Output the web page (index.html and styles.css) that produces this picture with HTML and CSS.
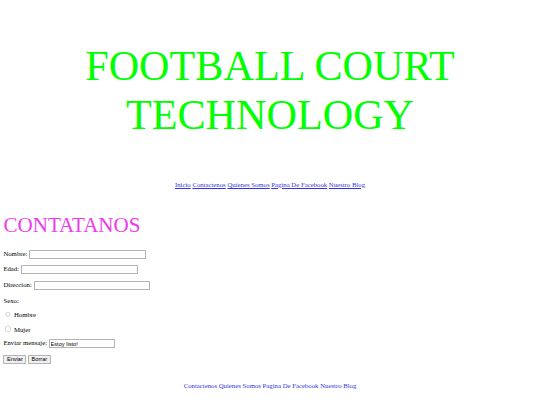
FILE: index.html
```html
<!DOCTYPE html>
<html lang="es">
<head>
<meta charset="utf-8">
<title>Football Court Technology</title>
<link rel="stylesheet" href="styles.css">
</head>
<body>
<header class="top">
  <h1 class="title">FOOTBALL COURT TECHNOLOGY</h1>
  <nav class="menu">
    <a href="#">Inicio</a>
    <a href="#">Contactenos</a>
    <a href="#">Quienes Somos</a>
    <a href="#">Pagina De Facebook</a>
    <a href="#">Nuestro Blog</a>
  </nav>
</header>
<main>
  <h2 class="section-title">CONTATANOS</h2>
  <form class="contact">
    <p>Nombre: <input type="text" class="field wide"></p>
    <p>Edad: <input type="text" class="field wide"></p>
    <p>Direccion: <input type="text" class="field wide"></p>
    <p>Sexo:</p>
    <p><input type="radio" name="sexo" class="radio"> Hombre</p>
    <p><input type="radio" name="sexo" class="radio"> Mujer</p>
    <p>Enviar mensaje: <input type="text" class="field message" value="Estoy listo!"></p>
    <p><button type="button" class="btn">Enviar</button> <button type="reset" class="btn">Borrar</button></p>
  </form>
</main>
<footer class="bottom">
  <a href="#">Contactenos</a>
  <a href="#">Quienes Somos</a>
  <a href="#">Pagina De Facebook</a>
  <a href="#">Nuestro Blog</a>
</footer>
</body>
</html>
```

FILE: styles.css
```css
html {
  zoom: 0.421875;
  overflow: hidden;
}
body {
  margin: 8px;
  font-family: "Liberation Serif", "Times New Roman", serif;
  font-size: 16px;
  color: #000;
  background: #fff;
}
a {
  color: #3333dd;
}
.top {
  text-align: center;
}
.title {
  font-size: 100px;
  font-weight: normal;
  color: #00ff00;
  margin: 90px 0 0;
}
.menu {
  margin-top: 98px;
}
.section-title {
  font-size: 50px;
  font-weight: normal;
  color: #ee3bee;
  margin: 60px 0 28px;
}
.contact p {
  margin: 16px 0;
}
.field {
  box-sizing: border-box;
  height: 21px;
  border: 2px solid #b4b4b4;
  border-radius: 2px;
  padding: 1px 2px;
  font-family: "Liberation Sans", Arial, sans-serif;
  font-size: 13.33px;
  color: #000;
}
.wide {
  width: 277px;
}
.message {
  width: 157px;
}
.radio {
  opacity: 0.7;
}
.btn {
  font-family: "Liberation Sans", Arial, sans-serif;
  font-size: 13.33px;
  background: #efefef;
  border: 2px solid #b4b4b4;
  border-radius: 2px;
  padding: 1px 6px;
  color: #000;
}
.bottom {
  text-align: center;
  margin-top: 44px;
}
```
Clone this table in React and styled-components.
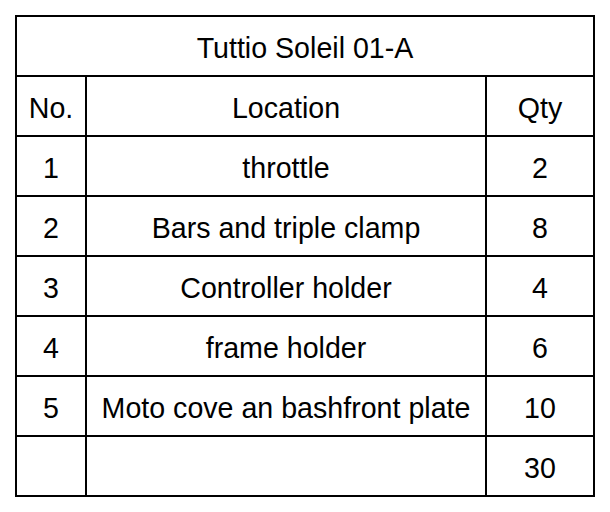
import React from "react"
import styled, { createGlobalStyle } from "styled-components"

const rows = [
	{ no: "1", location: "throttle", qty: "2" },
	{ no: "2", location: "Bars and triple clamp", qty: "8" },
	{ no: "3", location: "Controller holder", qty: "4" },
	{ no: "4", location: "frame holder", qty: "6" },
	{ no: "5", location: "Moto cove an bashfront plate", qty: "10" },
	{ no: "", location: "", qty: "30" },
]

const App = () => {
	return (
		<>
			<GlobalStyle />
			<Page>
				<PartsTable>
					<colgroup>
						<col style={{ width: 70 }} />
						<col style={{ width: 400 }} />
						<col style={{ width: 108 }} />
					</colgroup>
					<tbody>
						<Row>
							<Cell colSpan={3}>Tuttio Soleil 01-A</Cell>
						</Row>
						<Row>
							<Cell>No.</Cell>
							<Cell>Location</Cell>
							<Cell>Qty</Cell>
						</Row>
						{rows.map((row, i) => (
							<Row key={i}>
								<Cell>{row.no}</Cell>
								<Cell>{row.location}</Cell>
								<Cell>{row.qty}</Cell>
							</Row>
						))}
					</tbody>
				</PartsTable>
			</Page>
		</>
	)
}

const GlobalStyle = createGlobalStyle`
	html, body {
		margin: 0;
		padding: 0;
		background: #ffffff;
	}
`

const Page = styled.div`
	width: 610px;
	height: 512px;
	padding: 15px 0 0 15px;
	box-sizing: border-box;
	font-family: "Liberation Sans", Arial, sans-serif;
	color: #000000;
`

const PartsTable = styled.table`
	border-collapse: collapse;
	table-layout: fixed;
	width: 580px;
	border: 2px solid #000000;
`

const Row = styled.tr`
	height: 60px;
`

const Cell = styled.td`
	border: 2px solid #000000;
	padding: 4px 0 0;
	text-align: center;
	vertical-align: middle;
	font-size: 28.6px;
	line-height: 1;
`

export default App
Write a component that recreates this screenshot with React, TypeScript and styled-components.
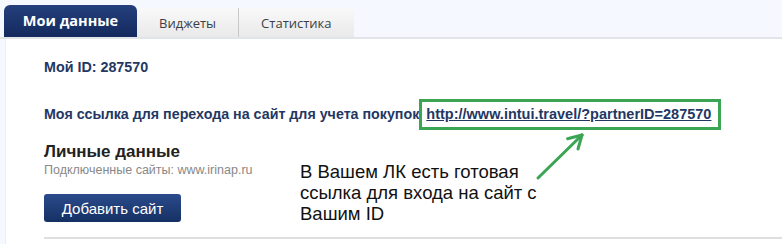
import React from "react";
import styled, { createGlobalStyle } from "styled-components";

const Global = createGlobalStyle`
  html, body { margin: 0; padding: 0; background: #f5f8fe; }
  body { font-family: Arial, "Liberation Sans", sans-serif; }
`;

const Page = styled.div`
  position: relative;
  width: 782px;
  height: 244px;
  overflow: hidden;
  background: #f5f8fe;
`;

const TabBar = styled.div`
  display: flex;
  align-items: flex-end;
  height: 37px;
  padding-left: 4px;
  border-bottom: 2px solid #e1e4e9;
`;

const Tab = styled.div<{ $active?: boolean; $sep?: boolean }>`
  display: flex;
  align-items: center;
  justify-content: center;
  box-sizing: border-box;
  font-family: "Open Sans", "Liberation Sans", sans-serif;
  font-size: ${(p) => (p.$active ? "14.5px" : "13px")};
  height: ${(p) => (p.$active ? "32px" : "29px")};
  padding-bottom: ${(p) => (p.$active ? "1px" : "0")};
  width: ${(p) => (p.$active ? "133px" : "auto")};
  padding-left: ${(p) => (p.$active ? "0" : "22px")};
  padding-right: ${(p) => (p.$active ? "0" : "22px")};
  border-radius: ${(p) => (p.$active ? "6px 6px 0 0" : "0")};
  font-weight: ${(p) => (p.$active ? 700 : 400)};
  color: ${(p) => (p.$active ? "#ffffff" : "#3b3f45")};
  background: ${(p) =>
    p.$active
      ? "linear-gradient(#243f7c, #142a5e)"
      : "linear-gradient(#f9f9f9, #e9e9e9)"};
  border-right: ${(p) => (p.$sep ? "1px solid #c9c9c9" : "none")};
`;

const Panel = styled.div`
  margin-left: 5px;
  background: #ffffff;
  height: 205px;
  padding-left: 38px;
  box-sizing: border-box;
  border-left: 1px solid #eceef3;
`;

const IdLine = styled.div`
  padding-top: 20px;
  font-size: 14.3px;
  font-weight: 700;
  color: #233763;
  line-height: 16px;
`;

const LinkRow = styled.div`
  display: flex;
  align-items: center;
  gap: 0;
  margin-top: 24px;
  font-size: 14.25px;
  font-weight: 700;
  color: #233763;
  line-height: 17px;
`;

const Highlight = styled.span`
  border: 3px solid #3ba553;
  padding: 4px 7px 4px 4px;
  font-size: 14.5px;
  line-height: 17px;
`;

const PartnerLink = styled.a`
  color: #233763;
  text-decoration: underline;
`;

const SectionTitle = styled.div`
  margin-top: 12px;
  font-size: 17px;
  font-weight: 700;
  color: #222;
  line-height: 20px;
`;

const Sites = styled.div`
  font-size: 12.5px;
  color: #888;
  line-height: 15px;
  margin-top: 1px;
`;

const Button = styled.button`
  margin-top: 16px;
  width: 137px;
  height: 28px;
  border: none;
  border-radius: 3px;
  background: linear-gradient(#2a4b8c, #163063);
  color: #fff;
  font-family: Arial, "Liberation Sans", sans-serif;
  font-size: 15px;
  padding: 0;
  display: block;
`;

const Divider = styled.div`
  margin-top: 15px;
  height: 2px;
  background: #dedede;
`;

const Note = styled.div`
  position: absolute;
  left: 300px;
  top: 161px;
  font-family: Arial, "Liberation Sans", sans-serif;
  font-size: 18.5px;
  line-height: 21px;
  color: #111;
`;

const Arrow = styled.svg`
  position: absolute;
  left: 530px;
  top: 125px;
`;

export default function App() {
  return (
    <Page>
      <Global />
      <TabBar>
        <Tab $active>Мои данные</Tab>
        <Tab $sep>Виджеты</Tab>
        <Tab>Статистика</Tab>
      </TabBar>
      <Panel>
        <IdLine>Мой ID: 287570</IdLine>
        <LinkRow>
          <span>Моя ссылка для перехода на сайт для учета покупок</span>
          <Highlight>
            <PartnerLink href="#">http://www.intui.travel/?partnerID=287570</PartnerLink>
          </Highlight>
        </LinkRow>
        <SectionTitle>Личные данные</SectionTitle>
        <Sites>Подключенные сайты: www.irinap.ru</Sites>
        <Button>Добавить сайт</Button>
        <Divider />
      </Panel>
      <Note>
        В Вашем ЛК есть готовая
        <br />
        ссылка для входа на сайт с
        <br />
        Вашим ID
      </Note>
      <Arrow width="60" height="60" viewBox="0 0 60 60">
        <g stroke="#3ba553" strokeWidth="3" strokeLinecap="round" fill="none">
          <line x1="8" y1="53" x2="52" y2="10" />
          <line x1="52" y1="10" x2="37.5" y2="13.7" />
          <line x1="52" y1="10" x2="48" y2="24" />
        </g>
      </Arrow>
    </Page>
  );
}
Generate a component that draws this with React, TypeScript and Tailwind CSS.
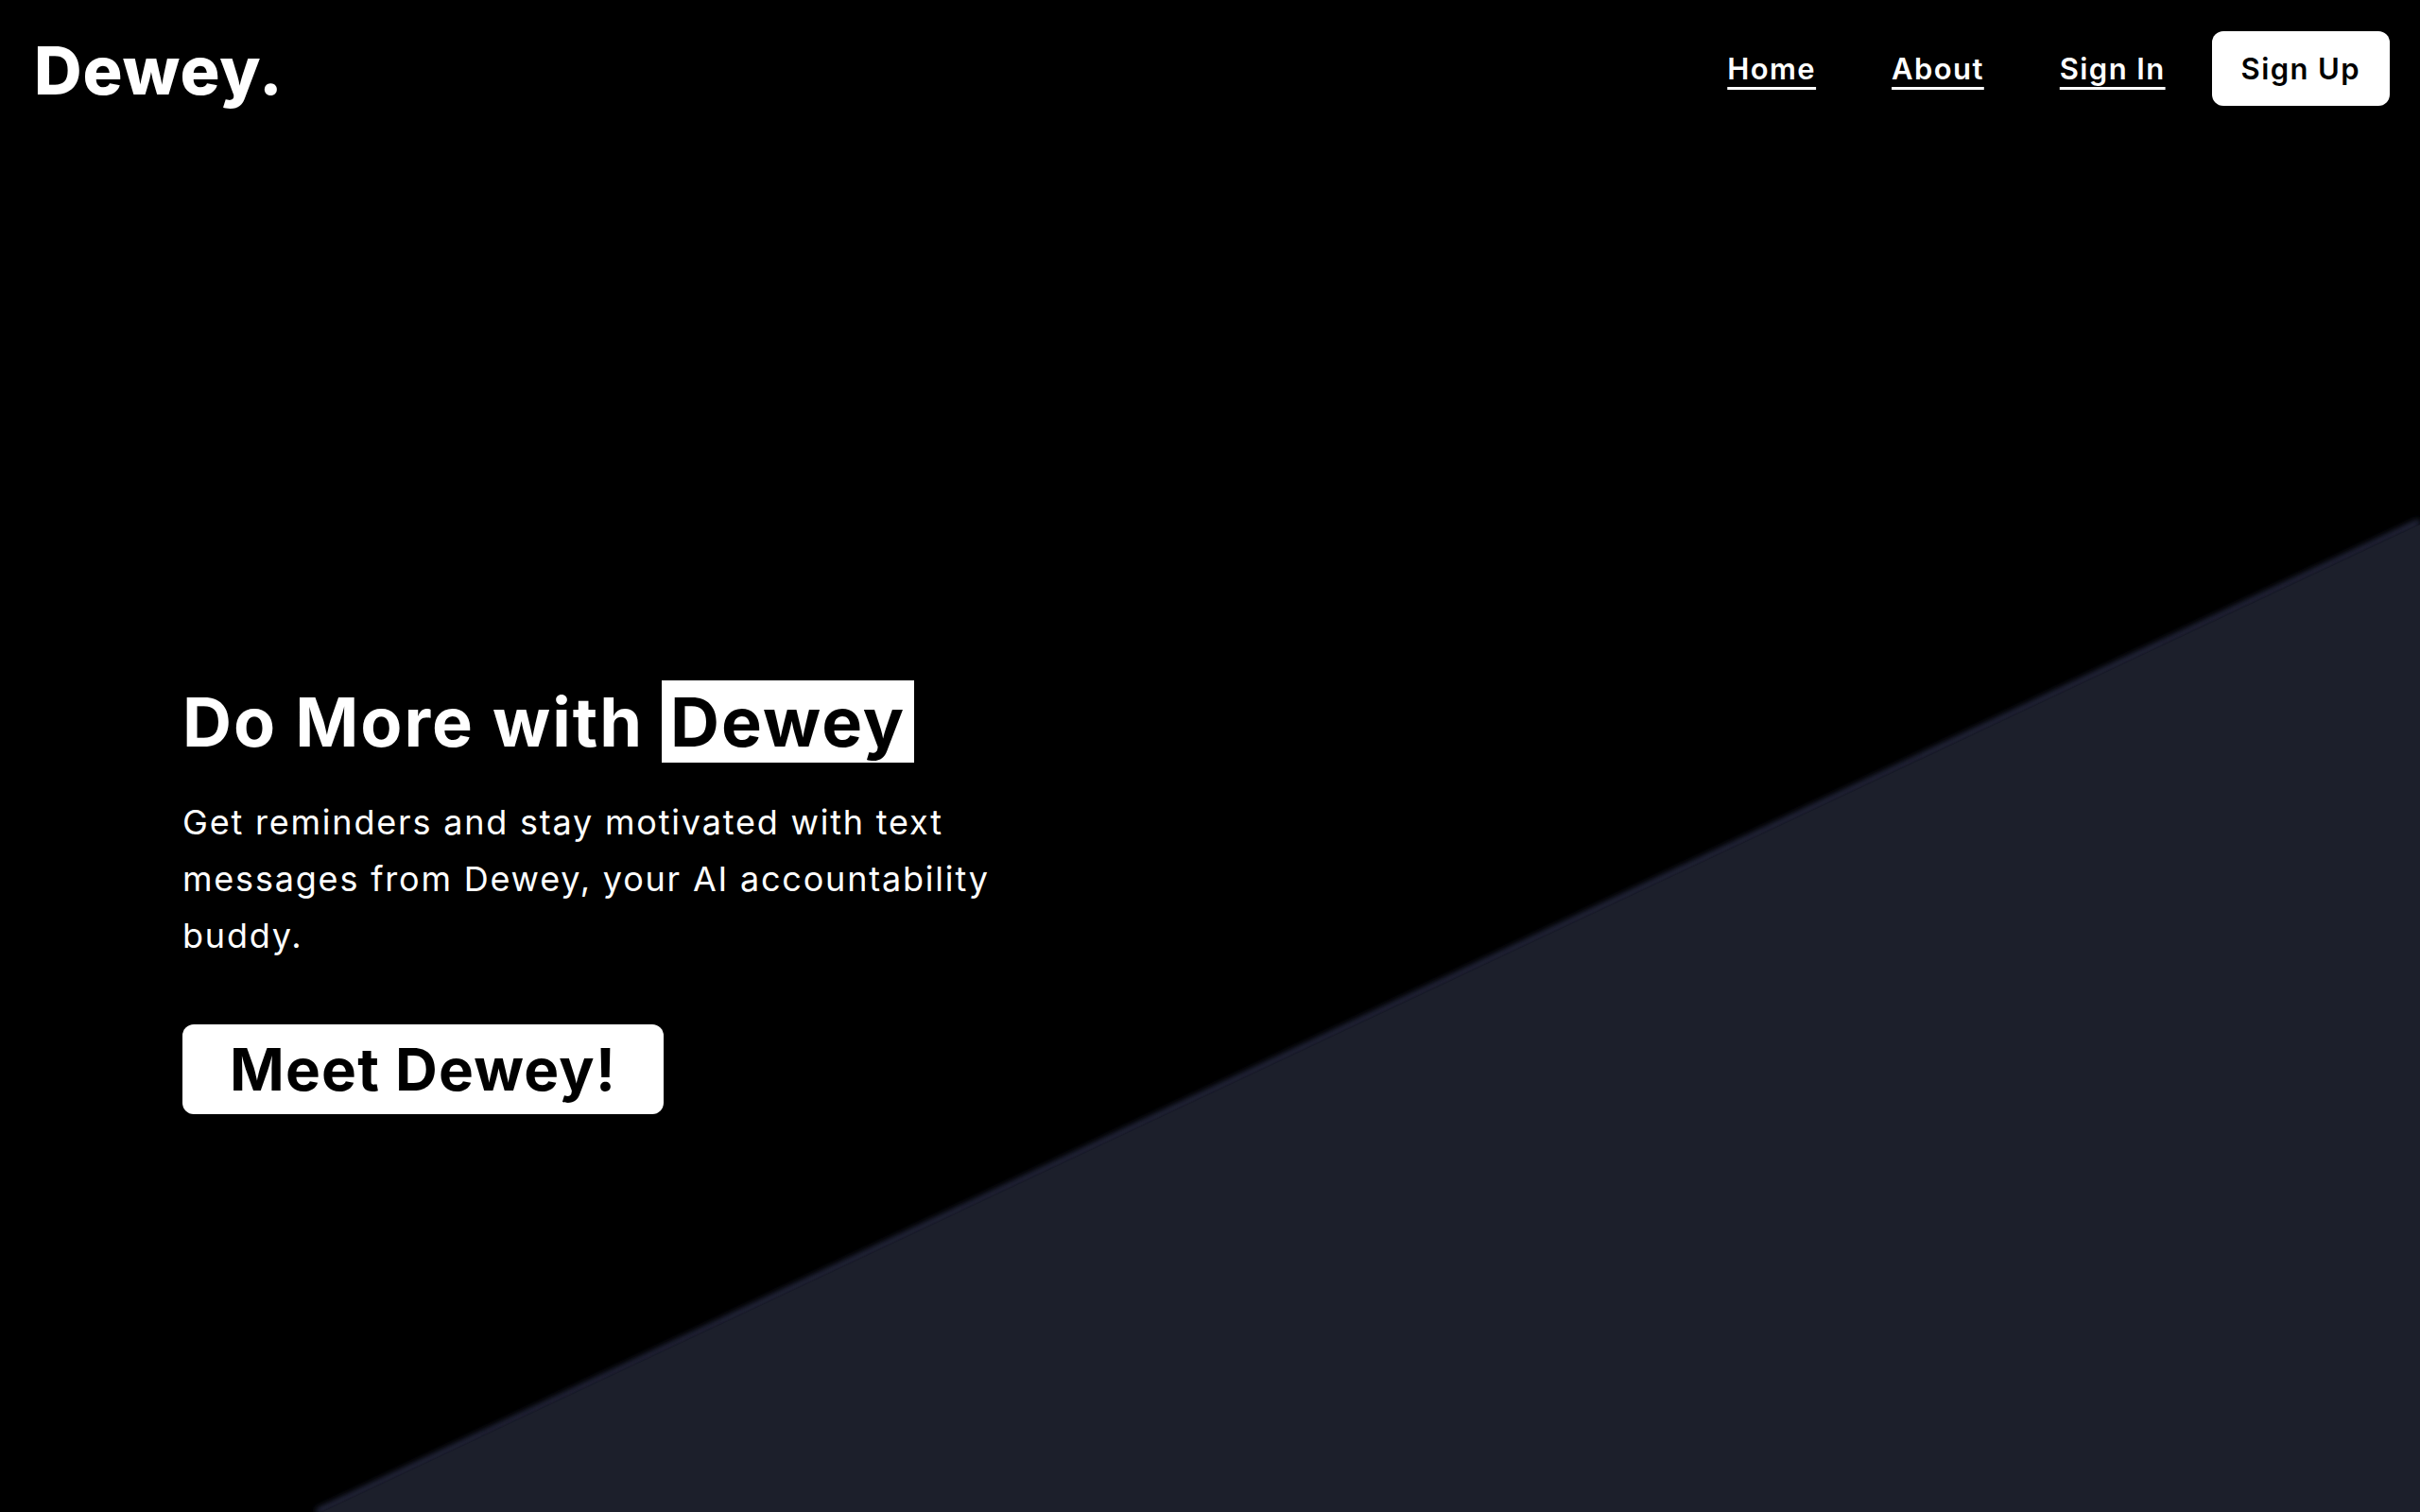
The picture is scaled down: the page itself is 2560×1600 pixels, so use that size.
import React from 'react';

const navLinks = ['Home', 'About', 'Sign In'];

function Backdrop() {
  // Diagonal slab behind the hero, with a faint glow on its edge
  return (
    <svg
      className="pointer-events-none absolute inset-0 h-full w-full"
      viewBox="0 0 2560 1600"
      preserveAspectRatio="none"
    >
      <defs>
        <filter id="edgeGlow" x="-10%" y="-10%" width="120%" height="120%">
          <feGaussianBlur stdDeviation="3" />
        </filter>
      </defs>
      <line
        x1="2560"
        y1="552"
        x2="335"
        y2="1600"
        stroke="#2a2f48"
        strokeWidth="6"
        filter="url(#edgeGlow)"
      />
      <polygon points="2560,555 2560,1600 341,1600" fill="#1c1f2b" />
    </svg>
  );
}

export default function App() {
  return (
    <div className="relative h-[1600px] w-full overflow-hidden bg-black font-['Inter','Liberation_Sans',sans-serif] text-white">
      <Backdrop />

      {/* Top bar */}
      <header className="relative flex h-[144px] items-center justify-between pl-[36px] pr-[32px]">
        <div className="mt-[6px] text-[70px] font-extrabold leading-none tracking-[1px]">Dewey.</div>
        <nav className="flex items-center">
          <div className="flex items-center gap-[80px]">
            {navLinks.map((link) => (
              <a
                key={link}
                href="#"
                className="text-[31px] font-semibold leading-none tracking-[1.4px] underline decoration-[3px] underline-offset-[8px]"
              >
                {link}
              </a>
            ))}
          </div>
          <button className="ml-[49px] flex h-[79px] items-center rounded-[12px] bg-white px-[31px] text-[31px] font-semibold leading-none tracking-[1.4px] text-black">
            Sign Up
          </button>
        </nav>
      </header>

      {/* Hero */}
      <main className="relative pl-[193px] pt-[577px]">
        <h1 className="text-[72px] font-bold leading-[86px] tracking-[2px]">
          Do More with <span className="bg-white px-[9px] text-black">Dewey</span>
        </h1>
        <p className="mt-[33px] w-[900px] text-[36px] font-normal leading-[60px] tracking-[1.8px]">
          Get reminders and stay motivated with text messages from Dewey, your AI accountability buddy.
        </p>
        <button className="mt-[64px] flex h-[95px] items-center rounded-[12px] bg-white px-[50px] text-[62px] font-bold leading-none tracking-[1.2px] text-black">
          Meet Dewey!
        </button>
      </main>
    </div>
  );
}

********************

» **What needs to be done**:
Check each line above for "styles" and return the ones that have it.

» **Result for this exercise**:
Output the web page (index.html and styles.css) that produces this picture with HTML and CSS.
<link rel="stylesheet" href="styles.css">
FILE: styles.css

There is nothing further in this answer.